**REQUIRED TASK**
Find each line holding "React" and copy it out.

**DATA SEGMENT**
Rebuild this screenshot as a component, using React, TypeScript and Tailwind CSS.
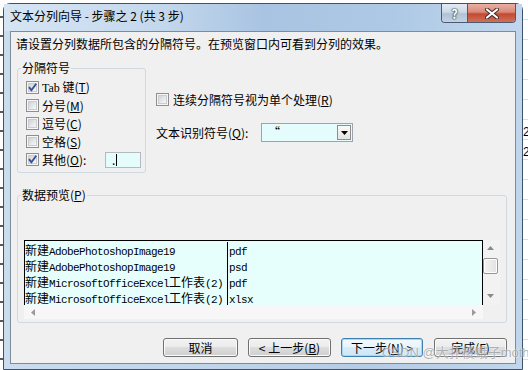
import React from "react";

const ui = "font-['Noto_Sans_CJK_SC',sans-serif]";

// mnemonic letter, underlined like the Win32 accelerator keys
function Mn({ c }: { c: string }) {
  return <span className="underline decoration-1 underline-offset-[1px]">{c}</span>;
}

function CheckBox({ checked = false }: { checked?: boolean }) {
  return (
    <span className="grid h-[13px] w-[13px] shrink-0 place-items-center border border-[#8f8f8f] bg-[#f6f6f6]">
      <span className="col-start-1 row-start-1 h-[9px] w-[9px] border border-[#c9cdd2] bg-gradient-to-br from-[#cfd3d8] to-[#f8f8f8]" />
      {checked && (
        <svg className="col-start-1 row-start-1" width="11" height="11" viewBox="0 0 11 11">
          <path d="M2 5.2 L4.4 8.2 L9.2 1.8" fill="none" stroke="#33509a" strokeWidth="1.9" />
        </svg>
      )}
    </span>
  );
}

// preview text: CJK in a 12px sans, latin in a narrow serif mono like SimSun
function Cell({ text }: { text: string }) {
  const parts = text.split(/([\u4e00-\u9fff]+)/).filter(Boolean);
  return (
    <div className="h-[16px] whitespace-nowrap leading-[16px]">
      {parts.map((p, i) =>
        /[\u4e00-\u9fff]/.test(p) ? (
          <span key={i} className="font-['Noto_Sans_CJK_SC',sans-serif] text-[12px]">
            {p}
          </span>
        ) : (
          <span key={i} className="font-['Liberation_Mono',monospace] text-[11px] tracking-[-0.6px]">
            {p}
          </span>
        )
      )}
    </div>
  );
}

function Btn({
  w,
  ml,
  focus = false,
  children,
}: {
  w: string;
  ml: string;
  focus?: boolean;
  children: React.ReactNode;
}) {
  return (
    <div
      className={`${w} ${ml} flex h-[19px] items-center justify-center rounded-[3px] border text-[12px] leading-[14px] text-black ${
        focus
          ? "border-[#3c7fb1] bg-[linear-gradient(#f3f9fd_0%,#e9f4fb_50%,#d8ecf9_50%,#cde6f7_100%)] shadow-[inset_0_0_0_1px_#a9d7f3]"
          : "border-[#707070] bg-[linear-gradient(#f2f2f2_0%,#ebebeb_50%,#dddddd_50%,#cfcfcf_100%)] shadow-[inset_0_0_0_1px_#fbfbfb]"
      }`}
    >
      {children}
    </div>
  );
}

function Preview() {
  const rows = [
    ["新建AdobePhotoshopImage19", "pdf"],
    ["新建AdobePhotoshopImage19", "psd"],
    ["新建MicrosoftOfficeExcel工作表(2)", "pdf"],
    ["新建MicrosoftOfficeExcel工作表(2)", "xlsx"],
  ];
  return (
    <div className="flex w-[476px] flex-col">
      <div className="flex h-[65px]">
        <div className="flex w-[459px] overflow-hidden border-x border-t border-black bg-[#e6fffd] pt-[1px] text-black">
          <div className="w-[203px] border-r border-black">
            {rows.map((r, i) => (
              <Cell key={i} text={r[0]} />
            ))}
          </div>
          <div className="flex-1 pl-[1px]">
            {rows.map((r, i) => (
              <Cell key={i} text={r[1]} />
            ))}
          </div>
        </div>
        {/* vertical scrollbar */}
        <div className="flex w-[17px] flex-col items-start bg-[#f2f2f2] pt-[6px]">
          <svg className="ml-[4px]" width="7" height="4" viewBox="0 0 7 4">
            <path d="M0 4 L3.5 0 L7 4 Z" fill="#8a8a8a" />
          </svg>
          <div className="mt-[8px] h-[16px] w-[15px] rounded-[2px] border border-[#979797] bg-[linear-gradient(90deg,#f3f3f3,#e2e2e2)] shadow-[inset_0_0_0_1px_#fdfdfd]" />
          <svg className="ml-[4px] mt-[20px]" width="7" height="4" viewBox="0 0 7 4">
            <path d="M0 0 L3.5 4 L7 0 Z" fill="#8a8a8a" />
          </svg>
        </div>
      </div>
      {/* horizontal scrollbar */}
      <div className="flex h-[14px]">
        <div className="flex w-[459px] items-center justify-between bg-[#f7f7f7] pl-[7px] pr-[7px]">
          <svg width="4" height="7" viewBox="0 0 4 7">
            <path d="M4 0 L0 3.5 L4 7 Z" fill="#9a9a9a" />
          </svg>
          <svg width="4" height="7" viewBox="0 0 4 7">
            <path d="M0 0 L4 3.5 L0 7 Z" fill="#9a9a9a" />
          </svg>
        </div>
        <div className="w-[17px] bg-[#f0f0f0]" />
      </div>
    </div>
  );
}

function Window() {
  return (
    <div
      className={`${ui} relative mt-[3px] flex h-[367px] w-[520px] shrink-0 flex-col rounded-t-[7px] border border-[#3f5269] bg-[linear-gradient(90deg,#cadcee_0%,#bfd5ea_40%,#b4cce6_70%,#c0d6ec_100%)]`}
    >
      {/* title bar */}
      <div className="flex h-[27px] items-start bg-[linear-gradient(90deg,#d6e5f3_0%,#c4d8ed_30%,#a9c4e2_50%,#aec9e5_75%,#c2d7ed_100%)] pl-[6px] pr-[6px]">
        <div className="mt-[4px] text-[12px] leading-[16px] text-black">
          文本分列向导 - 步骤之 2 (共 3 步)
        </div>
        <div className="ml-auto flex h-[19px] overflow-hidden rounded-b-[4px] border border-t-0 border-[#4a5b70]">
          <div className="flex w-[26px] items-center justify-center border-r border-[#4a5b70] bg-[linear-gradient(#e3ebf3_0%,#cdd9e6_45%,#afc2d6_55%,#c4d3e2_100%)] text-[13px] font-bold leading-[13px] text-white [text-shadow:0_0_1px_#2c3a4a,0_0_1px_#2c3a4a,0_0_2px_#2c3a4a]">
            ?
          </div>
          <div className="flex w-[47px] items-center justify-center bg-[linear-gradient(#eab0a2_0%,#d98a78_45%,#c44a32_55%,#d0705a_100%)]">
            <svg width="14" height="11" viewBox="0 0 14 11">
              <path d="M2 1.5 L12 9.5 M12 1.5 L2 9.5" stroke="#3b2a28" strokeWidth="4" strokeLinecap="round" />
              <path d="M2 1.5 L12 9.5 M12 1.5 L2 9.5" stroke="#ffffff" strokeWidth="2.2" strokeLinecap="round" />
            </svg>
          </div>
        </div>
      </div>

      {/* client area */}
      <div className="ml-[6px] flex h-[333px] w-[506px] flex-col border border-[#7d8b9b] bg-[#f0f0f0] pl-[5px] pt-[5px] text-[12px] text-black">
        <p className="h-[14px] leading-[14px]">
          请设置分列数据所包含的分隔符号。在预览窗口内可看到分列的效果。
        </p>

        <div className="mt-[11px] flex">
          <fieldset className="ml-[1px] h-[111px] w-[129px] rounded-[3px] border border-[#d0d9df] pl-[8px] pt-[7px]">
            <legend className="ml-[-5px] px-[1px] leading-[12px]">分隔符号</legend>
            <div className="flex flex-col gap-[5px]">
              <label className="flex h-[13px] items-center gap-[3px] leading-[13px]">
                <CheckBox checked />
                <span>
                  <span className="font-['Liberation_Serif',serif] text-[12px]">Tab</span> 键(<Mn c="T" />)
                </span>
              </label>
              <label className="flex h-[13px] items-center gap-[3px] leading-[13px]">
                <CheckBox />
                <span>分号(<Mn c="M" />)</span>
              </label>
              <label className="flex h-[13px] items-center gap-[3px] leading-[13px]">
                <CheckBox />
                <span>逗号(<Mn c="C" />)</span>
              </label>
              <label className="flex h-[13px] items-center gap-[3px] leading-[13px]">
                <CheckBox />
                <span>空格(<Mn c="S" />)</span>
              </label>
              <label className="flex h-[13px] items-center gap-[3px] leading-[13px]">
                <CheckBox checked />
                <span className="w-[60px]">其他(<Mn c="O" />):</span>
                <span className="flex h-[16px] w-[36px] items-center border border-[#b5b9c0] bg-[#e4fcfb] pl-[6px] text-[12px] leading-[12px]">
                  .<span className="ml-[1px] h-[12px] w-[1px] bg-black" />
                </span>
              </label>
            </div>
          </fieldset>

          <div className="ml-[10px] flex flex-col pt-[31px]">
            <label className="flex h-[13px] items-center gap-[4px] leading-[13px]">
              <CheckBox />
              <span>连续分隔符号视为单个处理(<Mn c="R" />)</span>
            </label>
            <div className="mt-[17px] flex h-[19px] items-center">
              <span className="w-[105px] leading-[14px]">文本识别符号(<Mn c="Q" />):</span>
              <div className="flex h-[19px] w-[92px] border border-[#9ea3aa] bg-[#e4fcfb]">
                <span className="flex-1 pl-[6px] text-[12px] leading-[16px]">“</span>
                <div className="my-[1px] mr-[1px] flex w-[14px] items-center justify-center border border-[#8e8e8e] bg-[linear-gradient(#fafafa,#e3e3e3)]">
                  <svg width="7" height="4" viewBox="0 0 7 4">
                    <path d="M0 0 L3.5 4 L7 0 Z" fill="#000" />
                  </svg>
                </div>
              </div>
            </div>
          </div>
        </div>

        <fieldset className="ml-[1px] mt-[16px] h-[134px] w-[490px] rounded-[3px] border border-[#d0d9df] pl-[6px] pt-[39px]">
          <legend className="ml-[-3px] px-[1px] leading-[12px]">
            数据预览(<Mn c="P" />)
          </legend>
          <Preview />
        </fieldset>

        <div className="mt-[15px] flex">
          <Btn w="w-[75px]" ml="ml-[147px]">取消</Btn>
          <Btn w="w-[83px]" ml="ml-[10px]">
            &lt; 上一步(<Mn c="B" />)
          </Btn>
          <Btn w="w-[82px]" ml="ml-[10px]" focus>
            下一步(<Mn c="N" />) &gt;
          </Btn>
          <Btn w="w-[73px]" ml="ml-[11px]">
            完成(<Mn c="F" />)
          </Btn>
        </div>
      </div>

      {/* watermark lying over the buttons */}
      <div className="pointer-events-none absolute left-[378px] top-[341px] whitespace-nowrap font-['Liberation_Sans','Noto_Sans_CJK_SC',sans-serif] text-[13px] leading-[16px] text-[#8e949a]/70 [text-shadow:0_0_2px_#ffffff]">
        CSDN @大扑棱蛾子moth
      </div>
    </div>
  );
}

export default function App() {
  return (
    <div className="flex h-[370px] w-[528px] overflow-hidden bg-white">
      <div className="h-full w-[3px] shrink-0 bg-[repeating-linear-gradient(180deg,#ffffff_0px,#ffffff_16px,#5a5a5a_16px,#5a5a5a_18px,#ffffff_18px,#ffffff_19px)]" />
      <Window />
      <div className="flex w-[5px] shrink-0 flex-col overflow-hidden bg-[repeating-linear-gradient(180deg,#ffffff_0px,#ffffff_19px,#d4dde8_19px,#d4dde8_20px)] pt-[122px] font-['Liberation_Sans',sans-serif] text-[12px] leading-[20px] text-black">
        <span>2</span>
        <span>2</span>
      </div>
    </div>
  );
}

**RIGHT ANSWER**
Rebuild this screenshot as a component, using React, TypeScript and Tailwind CSS.
import React from "react";
  children: React.ReactNode;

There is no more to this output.